In 1806, Cochrane had a galley made to his specifications, which he carried on board Pallas and used to attack the French coast.
In 1812, Cochrane proposed attacking the French coast using a combination of bombardment ships, explosion ships and "stink vessels" (gas warfare). A bombardment ship consisted of a strengthened old hulk filled with powder and shot and made to list one side which was then anchored at night to face the enemy behind the harbor wall. This allowed saturation bombardment of the harbor closely followed by landings of troops. He put the plans forward again before and during the Crimean War. The authorities decided not to pursue his plans, partly because they would cause terrible destruction and might later be used against Britain. The plans would be kept secret until 1895.

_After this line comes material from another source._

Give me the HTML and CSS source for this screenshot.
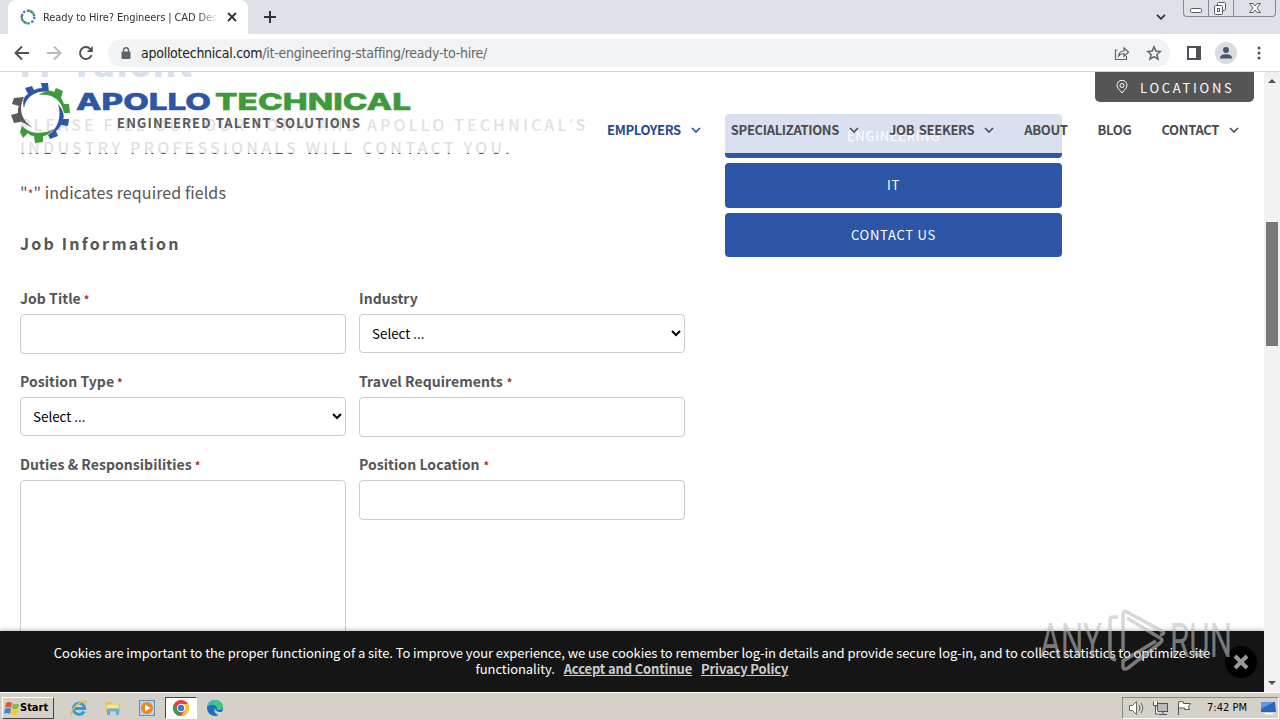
FILE: index.html
```html
<!DOCTYPE html>
<html lang="en">
<head>
    <meta charset="UTF-8">
    <meta name="viewport" content="width=device-width, initial-scale=1.0">
    <title>Ready to Hire? Engineers | CAD Designers</title>
    <link rel="stylesheet" href="styles.css">
</head>
<body>
    <div class="tabstrip">
        <div class="tab">
            <svg class="favicon" width="16" height="16" viewBox="0 0 16 16" fill="none" stroke-width="2.4">
                <circle cx="8" cy="8" r="6.300" stroke="#4a76b8" stroke-dasharray="2.2 1.760"/>
                <path d="M9 1.800a6.300 6.300 0 0 1 5 4.500M2.500 11a6.300 6.300 0 0 0 5 3.200" stroke="#5fae57" stroke-dasharray="2.4 1.2"/>
                <path d="M1.800 9a6.300 6.300 0 0 1 1-4" stroke="#777" stroke-dasharray="2 1"/>
            </svg>
            <span class="tab-title">Ready to Hire? Engineers | CAD Desig</span>
            <svg class="tab-close" width="10" height="10" viewBox="0 0 10 10" stroke="#333" stroke-width="1.8"><path d="M1 1l8 8M9 1l-8 8"/></svg>
        </div>
        <svg class="new-tab" width="12" height="12" viewBox="0 0 12 12" stroke="#333" stroke-width="2"><path d="M6 0v12M0 6h12"/></svg>
        <svg class="tab-search" width="10" height="6" viewBox="0 0 10 6" fill="none" stroke="#333" stroke-width="1.8"><path d="M1 .8l4 4 4-4"/></svg>
        <div class="window-buttons">
            <span class="wb"><svg width="26" height="16" viewBox="0 0 26 16"><rect x="6.500" y="8.500" width="11" height="4" rx="1" fill="#fff" stroke="#555c68"/></svg></span>
            <span class="wb"><svg width="25" height="16" viewBox="0 0 25 16" fill="#fff" stroke="#555c68"><rect x="8.500" y="2.500" width="8" height="8" rx="1"/><rect x="5.500" y="5.500" width="8" height="9" rx="1"/><rect x="8.500" y="8.500" width="2" height="3"/></svg></span>
            <span class="wb wide"><svg width="42" height="16" viewBox="0 0 42 16"><path d="M15.500 3.500h3.500l2 2.500 2-2.500h3.500l-3.500 4.500 3.500 4.500h-3.500l-2-2.500-2 2.500h-3.500l3.500-4.500z" fill="#fff" stroke="#555c68"/></svg></span>
        </div>
    </div>

    <div class="toolbar">
        <div class="nav-icons">
            <svg width="16" height="16" viewBox="0 0 16 16" fill="none" stroke="#4d5156" stroke-width="1.900"><path d="M15 8H2M8 1.500L1.500 8 8 14.500"/></svg>
            <svg width="16" height="16" viewBox="0 0 16 16" fill="none" stroke="#b8babd" stroke-width="1.900"><path d="M1 8h13M8 1.500L14.500 8 8 14.500"/></svg>
            <svg width="16" height="16" viewBox="0 0 16 16" fill="none" stroke="#4d5156" stroke-width="1.900"><path d="M13.600 10.200A6 6 0 1 1 12.300 3.800L14 5.500"/><path d="M14.800 1v6h-6z" fill="#4d5156" stroke="none"/></svg>
        </div>
        <div class="address">
            <svg class="lock" width="10" height="12" viewBox="0 0 10 12"><path d="M2.500 5V3.300a2.500 2.500 0 0 1 5 0V5" fill="none" stroke="#5f6368" stroke-width="1.400"/><rect x=".5" y="4.500" width="9" height="7.500" rx="1" fill="#5f6368"/></svg>
            <span class="url"><span class="host">apollotechnical.com</span>/it-engineering-staffing/ready-to-hire/</span>
            <svg class="share" width="16" height="16" viewBox="0 0 16 16" fill="none" stroke="#5f6368" stroke-width="1.200"><path d="M3.500 5H1.500v9.500h11V11M4.500 11c.5-3.500 2.500-5 5.500-5V3l4.500 4.200L10 11.300V8.500c-2.500 0-4 .7-5.500 2.500z"/></svg>
            <svg class="star" width="16" height="16" viewBox="0 0 16 16" fill="none" stroke="#5f6368" stroke-width="1.500"><path d="M8 1.800l1.800 4.300 4.600.4-3.500 3 1.100 4.600L8 11.600l-4 2.500 1.100-4.600-3.500-3 4.600-.4z"/></svg>
        </div>
        <svg class="panel" width="14" height="14" viewBox="0 0 14 14"><rect x="1" y="1" width="12" height="12" fill="none" stroke="#4d5156" stroke-width="2"/><path d="M9 1h4v12H9z" fill="#4d5156"/></svg>
        <svg class="avatar" width="22" height="22" viewBox="0 0 22 22"><circle cx="11" cy="11" r="11" fill="#d9dce1"/><circle cx="11" cy="8" r="3" fill="#47546f"/><path d="M5 16.500c0-3 2.500-4.300 6-4.300s6 1.300 6 4.300z" fill="#47546f"/></svg>
        <svg class="menu" width="4" height="14" viewBox="0 0 4 14" fill="#4d5156"><circle cx="2" cy="2" r="1.500"/><circle cx="2" cy="7" r="1.500"/><circle cx="2" cy="12" r="1.500"/></svg>
    </div>

    <div class="viewport">
        <div class="page">
            <main class="content">
                <div class="form-column">
                    <h1>IT Talent</h1>
                    <p class="intro"><span class="intro-first">PLEASE FILL OUT OUR FORM AND APOLLO TECHNICAL<span class="apos">’</span>S</span><br>INDUSTRY PROFESSIONALS WILL CONTACT YOU.</p>
                    <p class="required-note">"<span class="req">*</span>" indicates required fields</p>
                    <h3>Job Information</h3>
                    <form class="fields">
                        <div class="field">
                            <label for="title">Job Title<span class="req">*</span></label>
                            <input type="text" id="title">
                        </div>
                        <div class="field">
                            <label for="industry">Industry</label>
                            <select id="industry"><option>Select ...</option></select>
                        </div>
                        <div class="field">
                            <label for="type">Position Type<span class="req">*</span></label>
                            <select id="type"><option>Select ...</option></select>
                        </div>
                        <div class="field">
                            <label for="travel">Travel Requirements<span class="req far">*</span></label>
                            <input type="text" id="travel">
                        </div>
                        <div class="field">
                            <label for="duties">Duties &amp; Responsibilities<span class="req">*</span></label>
                            <textarea id="duties"></textarea>
                        </div>
                        <div class="field">
                            <label for="location">Position Location<span class="req far">*</span></label>
                            <input type="text" id="location">
                        </div>
                    </form>
                </div>
                <div class="side">
                    <a class="side-button">ENGINEERING</a>
                    <a class="side-button">IT</a>
                    <a class="side-button">CONTACT US</a>
                </div>
            </main>

            <header class="site-header">
                <svg class="logo" width="404" height="64" viewBox="0 0 404 64">
                    <g fill="#2d57a6">
                        <path d="M13 27C11 20 13 15 17 13L14 7l7-2 2 4q4-2 8-2l-1-5 7 0 1 9C26 9 15 15 13 27z"/>
                        <path d="M47 23C54 31 53 37 52 38l6 0-1 7-7-1q-2 4-5 6l2 5-8 3-2-4C47 48 51 35 47 23z"/>
                    </g>
                    <g fill="#3f9a3a">
                        <path d="M28 14C34 9 40 9 43 11l2-4 7 3-2 7q2 3 3 6l5 0 1 9-6 0C51 20 42 12 28 14z"/>
                        <path d="M43 48C38 54 34 55 32 55l0 6-8 1-1-7q-4 0-6-3l-5 5-3-6 2-6C19 53 31 54 43 48z"/>
                    </g>
                    <path d="M22 47C14 43 10 40 9 41l-6 1-3-8 7-2q-1-4 1-7l-7-2 2-6 10-1C7 28 10 39 22 47z" fill="#5b5b5d"/>
                    <g font-family="Inter" font-weight="800" font-size="23" stroke-width=".5">
                        <text x="65" y="28.500" textLength="135" lengthAdjust="spacingAndGlyphs" fill="#2d57a6" stroke="#2d57a6">APOLLO</text>
                        <text x="204" y="28.500" textLength="196" lengthAdjust="spacingAndGlyphs" fill="#3f9a3a" stroke="#3f9a3a">TECHNICAL</text>
                    </g>
                    <text x="106" y="46.500" textLength="243" font-family="Noto Sans CJK SC" font-weight="700" font-size="13" fill="#58585a">ENGINEERED TALENT SOLUTIONS</text>
                </svg>
                <a class="locations">
                    <svg width="12" height="14" viewBox="0 0 12 14" fill="none" stroke="#fff"><path d="M6 13C3 9.500 1 7.500 1 5.300a5 5 0 0 1 10 0C11 7.500 9 9.500 6 13z"/><circle cx="6" cy="5.500" r="2"/></svg>
                    <span>LOCATIONS</span>
                </a>
                <nav class="main-nav">
                    <a class="active"><span>EMPLOYERS</span><svg class="chev" viewBox="0 0 10 6"><path d="M1 1l4 4 4-4"/></svg></a>
                    <a><span>SPECIALIZATIONS</span><svg class="chev" viewBox="0 0 10 6"><path d="M1 1l4 4 4-4"/></svg></a>
                    <a><span>JOB SEEKERS</span><svg class="chev" viewBox="0 0 10 6"><path d="M1 1l4 4 4-4"/></svg></a>
                    <a><span>ABOUT</span></a>
                    <a><span>BLOG</span></a>
                    <a><span>CONTACT</span><svg class="chev" viewBox="0 0 10 6"><path d="M1 1l4 4 4-4"/></svg></a>
                </nav>
            </header>

            <div class="cookie-bar">
                <p>Cookies are important to the proper functioning of a site. To improve your experience, we use cookies to remember log-in details and provide secure log-in, and to collect statistics to optimize site<br>functionality. <a>Accept and Continue</a> <a>Privacy Policy</a></p>
                <span class="cookie-close"><svg width="16" height="16" viewBox="0 0 16 16" stroke="#999" stroke-width="4"><path d="M2 2l12 12M14 2L2 14"/></svg></span>
            </div>
        </div>
        <div class="scrollbar">
            <svg width="8" height="4" viewBox="0 0 8 4" fill="#505050"><path d="M4 0l4 4H0z"/></svg>
            <div class="track"><div class="thumb"></div></div>
            <svg width="8" height="4" viewBox="0 0 8 4" fill="#505050"><path d="M4 4l4-4H0z"/></svg>
        </div>
    </div>

    <svg class="watermark" width="200" height="70" viewBox="0 0 200 70">
        <g font-family="Roboto" font-weight="400" font-size="48">
            <text x="2" y="52" textLength="62" lengthAdjust="spacingAndGlyphs">ANY</text>
            <text x="132" y="52" textLength="62" lengthAdjust="spacingAndGlyphs">RUN</text>
        </g>
        <path d="M80 12h-5q-3 0-3 4v33q0 3 3 5l3 1M85 46V9q0-4 4-2l35 19q4 3-2 4M85 13v30M89 13l33 20q4 2 0 5L90 63q-5 3-5-2v-5l33-20"/>
    </svg>

    <div class="taskbar">
        <div class="start">
            <svg width="16" height="16" viewBox="0 0 16 16"><path d="M2 3q3-2 6 0L7 8q-3-2-6 0z" fill="#e8552b"/><path d="M9 3.500q3 1.500 6 0L14 8.500q-3 1.500-6 0z" fill="#7dbb42"/><path d="M1 9q3-2 6 0l-1 5q-3-2-6 0z" fill="#3c82d6"/><path d="M8 9.500q3 1.500 6 0L13 14.500q-3 1.500-6 0z" fill="#f7c52d"/></svg>
            <span>Start</span>
        </div>
        <div class="quick">
            <span class="task"><svg width="18" height="18" viewBox="0 0 18 18" fill="none"><path d="M14 12.500A5.700 5.700 0 1 1 14.700 9.500H5" stroke="#2f9bdc" stroke-width="2.800"/><path d="M2 16C-1 14 5 6 11 3q6-2.500 5 2" stroke="#e5bd3a" stroke-width="1.500"/></svg></span>
            <span class="task"><svg width="18" height="18" viewBox="0 0 18 18"><path d="M2 3h6l1 2h7v8H2z" fill="#e0c257"/><path d="M3 5.500h12v6H3z" fill="#f5e59b"/><path d="M3 16V9.500h12V16h-3v-4H6v4z" fill="#69acd8"/></svg></span>
            <span class="task"><svg width="18" height="18" viewBox="0 0 18 18"><rect x="1.500" y="1.500" width="15" height="15" fill="#b7d4ec" stroke="#5e93bd"/><circle cx="9" cy="9" r="6" fill="#f08519"/><path d="M7 5.500v7l5.500-3.500z" fill="#fff"/></svg></span>
            <span class="task current"><svg width="18" height="18" viewBox="0 0 18 18"><circle cx="9" cy="9" r="8" fill="#e6412f"/><path d="M2 5l7 12A8 8 0 0 1 2 5z" fill="#2fa04c"/><path d="M9 5h7A8 8 0 0 1 9 17l3.500-6z" fill="#fbc62b"/><circle cx="9" cy="9" r="4.200" fill="#fff"/><circle cx="9" cy="9" r="3.200" fill="#3a78e0"/></svg></span>
            <span class="task"><svg width="18" height="18" viewBox="0 0 18 18"><circle cx="9" cy="9" r="8" fill="#1872c4"/><path d="M1.500 8C2 3 6 1 9 1c5 0 8 3.500 8 6.500 0 2.500-2 3.500-4 3.500-2 0-3-1-2-2 0-3-6-5-9.500-1z" fill="#45c77b"/><path d="M1.500 7.500C3 3 6 1 9 1l3 .6C9 3 4 4 1.500 7.500z" fill="#35b8d8"/><path d="M9 9c0 3 3 5 8 3.500l1 3-4 1c-4-1-7-4-5-7.500z" fill="#d5d1c9"/></svg></span>
        </div>
        <div class="tray">
            <svg width="18" height="16" viewBox="0 0 18 16" fill="#fff" stroke="#666"><path d="M1.500 5.500h3l4-4v13l-4-4h-3z"/><path d="M11 5q2 3 0 6M13 3q3.500 5 0 10" fill="none"/></svg>
            <svg width="18" height="16" viewBox="0 0 18 16" fill="#fff" stroke="#555"><rect x="5.500" y="3.500" width="10" height="8" fill="#bbb"/><path d="M7 14.500h8M11 12v2M1.500 1.500v4h4v-4M3.500 6v8h3" /></svg>
            <svg width="18" height="16" viewBox="0 0 18 16" fill="#fff" stroke="#555"><path d="M2.500 15V1.500M2.500 2q3-1 5 0v1.500h7l-2 3 1 3h-5v-1.500h-6z"/></svg>
            <span class="clock">7:42 PM</span>
            <svg width="16" height="14" viewBox="0 0 16 14"><path d="M1 1h14l1 10H1z" fill="#2668c0"/><path d="M1 1h13L1 8z" fill="#5a9be2"/><path d="M5 12h8v1.500H5z" fill="#fff"/></svg>
        </div>
    </div>
</body>
</html>
```
FILE: styles.css
```css
* {
    box-sizing: border-box;
}
body {
    margin: 0;
    width: 1280px;
    height: 720px;
    overflow: hidden;
    display: flex;
    flex-direction: column;
    position: relative;
    background: #fff;
    color: #555;
    font-family: "Noto Sans CJK SC", "Noto Sans", sans-serif;
}
svg {
    display: block;
    flex-shrink: 0;
}

/* browser window */
.tabstrip {
    height: 34px;
    flex-shrink: 0;
    display: flex;
    background: #dee1e8;
    padding-left: 8px;
}
.tab {
    width: 240px;
    height: 34px;
    display: flex;
    align-items: center;
    background: #fff;
    border-radius: 8px 8px 0 0;
    padding: 0 11px 0 12px;
}
.tab-title {
    width: 175px;
    margin-left: 7px;
    overflow: hidden;
    white-space: nowrap;
    font-family: "DejaVu Sans Condensed", "DejaVu Sans", sans-serif;
    font-size: 11px;
    letter-spacing: -0.1px;
    color: #333;
    -webkit-mask-image: linear-gradient(to right, #000 155px, transparent 175px);
}
.tab-close {
    margin-left: 9px;
}
.new-tab {
    margin: 11px 0 0 16px;
}
.tab-search {
    margin: 14px 17px 0 auto;
}
.window-buttons {
    display: flex;
    width: 93px;
    height: 17px;
    margin-right: 4px;
    border: 1px solid #858b96;
    border-top: 0;
    border-radius: 0 0 4px 4px;
}
.wb {
    width: 25px;
    border-right: 1px solid #858b96;
}
.wb.wide {
    width: 41px;
    border: 0;
}
.toolbar {
    height: 38px;
    flex-shrink: 0;
    display: flex;
    align-items: center;
    background: #fff;
    border-bottom: 1px solid #d5d7dc;
    padding-left: 14px;
}
.nav-icons {
    display: flex;
    gap: 16px;
}
.address {
    width: 1062px;
    height: 28px;
    margin-left: 14px;
    padding: 0 8px 0 13px;
    display: flex;
    align-items: center;
    border-radius: 14px;
    background: #f1f3f4;
}
.url {
    flex: 1;
    margin-left: 10px;
    font-family: "DejaVu Sans Condensed", "DejaVu Sans", sans-serif;
    font-size: 14px;
    letter-spacing: -0.26px;
    color: #666;
}
.host {
    color: #222;
}
.star {
    margin-left: 16px;
}
.panel {
    margin-left: 17px;
}
.avatar {
    margin-left: 14px;
}
.menu {
    margin-left: 20px;
}

/* site */
.viewport {
    height: 620px;
    flex-shrink: 0;
    display: flex;
}
.page {
    position: relative;
    width: 1264px;
    height: 620px;
    overflow: hidden;
}
.content {
    display: flex;
    gap: 40px;
    padding-left: 20px;
}
.form-column {
    width: 665px;
    margin-top: -28px;
}
h1 {
    margin: 0 0 29px;
    font-family: Inter, sans-serif;
    font-size: 36px;
    font-weight: 800;
    line-height: 40px;
    letter-spacing: 2.3px;
    color: #2d57a6;
}
.intro {
    margin: 0 0 21px;
    font-size: 16px;
    font-weight: 500;
    line-height: 23px;
    letter-spacing: 3.17px;
    white-space: nowrap;
}
.intro-first {
    letter-spacing: 3.1px;
}
.apos {
    font-family: "Noto Sans", sans-serif;
    line-height: 1;
}
.required-note {
    margin: 0 0 25px;
    font-size: 16px;
    line-height: 24px;
    letter-spacing: 0.1px;
}
.required-note .req {
    font-size: 12px;
    margin: 0;
}
h3 {
    margin: 0 0 33px;
    font-size: 16px;
    font-weight: 700;
    line-height: 24px;
    letter-spacing: 2.2px;
}
.fields {
    display: grid;
    grid-template-columns: 326px 326px;
    grid-auto-rows: 64px;
    gap: 19px 13px;
}
.field {
    display: flex;
    flex-direction: column;
}
label {
    height: 20px;
    margin-bottom: 6px;
    font-size: 14px;
    font-weight: 700;
    line-height: 20px;
    letter-spacing: 0.05px;
    white-space: nowrap;
}
.req {
    color: #b02a25;
    font-size: 11px;
    margin-left: 3px;
}
.req.far {
    margin-left: 4px;
}
input, select, textarea {
    width: 326px;
    height: 40px;
    flex-shrink: 0;
    border: 1px solid #ccc;
    border-radius: 4px;
    background: #fff;
    margin: 0;
    outline: none;
}
select {
    height: 39px;
    padding: 0 0 2px 8px;
    font-family: inherit;
    font-size: 13.4px;
    color: #000;
}
textarea {
    height: 200px;
    resize: none;
}
.side {
    width: 337px;
    padding-top: 42px;
    display: flex;
    flex-direction: column;
    gap: 5px;
}
.side-button {
    height: 44.4px;
    flex-shrink: 0;
    border-radius: 4px;
    background: #2d57a6;
    color: #fff;
    font-size: 13px;
    line-height: 44.4px;
    letter-spacing: 0.75px;
    text-align: center;
}

/* translucent sticky header over the form */
.site-header {
    position: absolute;
    top: 0;
    left: 0;
    width: 1264px;
    height: 81px;
    padding: 9px 25px 0 11px;
    display: flex;
    background: rgba(255, 255, 255, 0.82);
}
.locations {
    position: absolute;
    top: 0;
    right: 10px;
    width: 159px;
    height: 30px;
    padding-left: 21px;
    display: flex;
    align-items: center;
    gap: 12px;
    border-radius: 0 0 5px 5px;
    background: #555;
    color: #fff;
    font-size: 13px;
    letter-spacing: 2.7px;
}
.main-nav {
    margin: 39px 0 0 auto;
    display: flex;
    gap: 30px;
    height: 20px;
    font-size: 13px;
    font-weight: 700;
    line-height: 20px;
    letter-spacing: -0.34px;
    word-spacing: 2px;
    color: #4b4b4f;
    white-space: nowrap;
}
.main-nav a {
    display: flex;
    align-items: center;
    gap: 10px;
}
.main-nav .active {
    color: #234a94;
}
.chev {
    width: 10px;
    height: 6px;
    fill: none;
    stroke: currentColor;
    stroke-width: 1.6;
}
.cookie-bar {
    position: absolute;
    left: 0;
    bottom: 0;
    width: 1264px;
    height: 61px;
    background: #151515;
    box-shadow: 0 0 5px rgba(0, 0, 0, 0.4);
    color: #fff;
    font-size: 13px;
    line-height: 16px;
    letter-spacing: -0.07px;
    text-align: center;
}
.cookie-bar p {
    margin: 14px 0 0;
    white-space: nowrap;
}
.cookie-bar a {
    margin-left: 6px;
    font-weight: 700;
    letter-spacing: -0.14px;
    color: #ccc;
    text-decoration: underline;
}
.cookie-close {
    position: absolute;
    right: 7px;
    top: 15px;
    width: 32px;
    height: 32px;
    padding: 8px;
    border-radius: 50%;
    background: #000;
}
.scrollbar {
    width: 16px;
    display: flex;
    flex-direction: column;
    align-items: center;
    padding: 7px 0;
    background: #f1f1f1;
}
.track {
    flex: 1;
    width: 12px;
    padding-top: 139px;
}
.thumb {
    height: 124px;
    background: #787878;
}
.watermark {
    position: absolute;
    left: 1038px;
    top: 605px;
    fill: rgba(190, 190, 190, 0.6);
}
.watermark path {
    fill: none;
    stroke: rgba(190, 190, 190, 0.6);
    stroke-width: 3.5;
}

/* taskbar */
.taskbar {
    height: 28px;
    flex-shrink: 0;
    display: flex;
    align-items: center;
    padding: 2px 1px 0 2px;
    background: #d5d1c9;
    border-top: 1px solid #fff;
    color: #000;
    font-family: "DejaVu Sans Condensed", "DejaVu Sans", sans-serif;
    font-size: 11px;
}
.start {
    width: 52px;
    height: 22px;
    display: flex;
    align-items: center;
    padding-left: 1px;
    border: 1px solid;
    border-color: #fff #444 #444 #fff;
    font-weight: 700;
}
.quick {
    display: flex;
    gap: 2px;
    margin-left: 9px;
}
.task {
    width: 32px;
    height: 22px;
    display: flex;
    align-items: center;
    justify-content: center;
}
.task.current {
    background: #fff;
    border: 1px solid;
    border-color: #444 #fff #fff #444;
}
.tray {
    width: 157px;
    height: 22px;
    margin-left: auto;
    padding: 0 2px 0 5px;
    display: flex;
    align-items: center;
    gap: 6px;
    border: 1px solid;
    border-color: #888 #fff #fff #888;
}
.clock {
    margin: 0 auto;
}
```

In 1818, Cochrane patented, together with the engineer Marc Isambard Brunel, the tunneling shield, which Brunel and his son later used in the building of the Thames Tunnel in 1825-43.
Cochrane was an early advocate of steamships. He attempted to bring a steamship from England to Chile, but its construction took too long and it arrived as the war was ending. The same thing happened to steamships he had hoped to bring to the Greek War of Independence. In the 1830s, he experimented with steam power, developing a rotary engine and a propeller. In 1851, Cochrane received a patent on powering steamships with bitumen.
The novel The Sea Lord (originally The Frigate Captain) by Showell Styles is explicitly about Lord Cochrane.
In the alternate history series The Domination by S.M. Stirling, Lord Cochrane leads the occupation of Cape Colony.
The novel Sharpe's Devil by Bernard Cornwell features an episode from Cochrane's time in Chile.
Lord Cochrane is a minor character in "Manuela" (ISBN 0-9704250-0-7) by Gregory Kauffman, a novel about the South American revolution.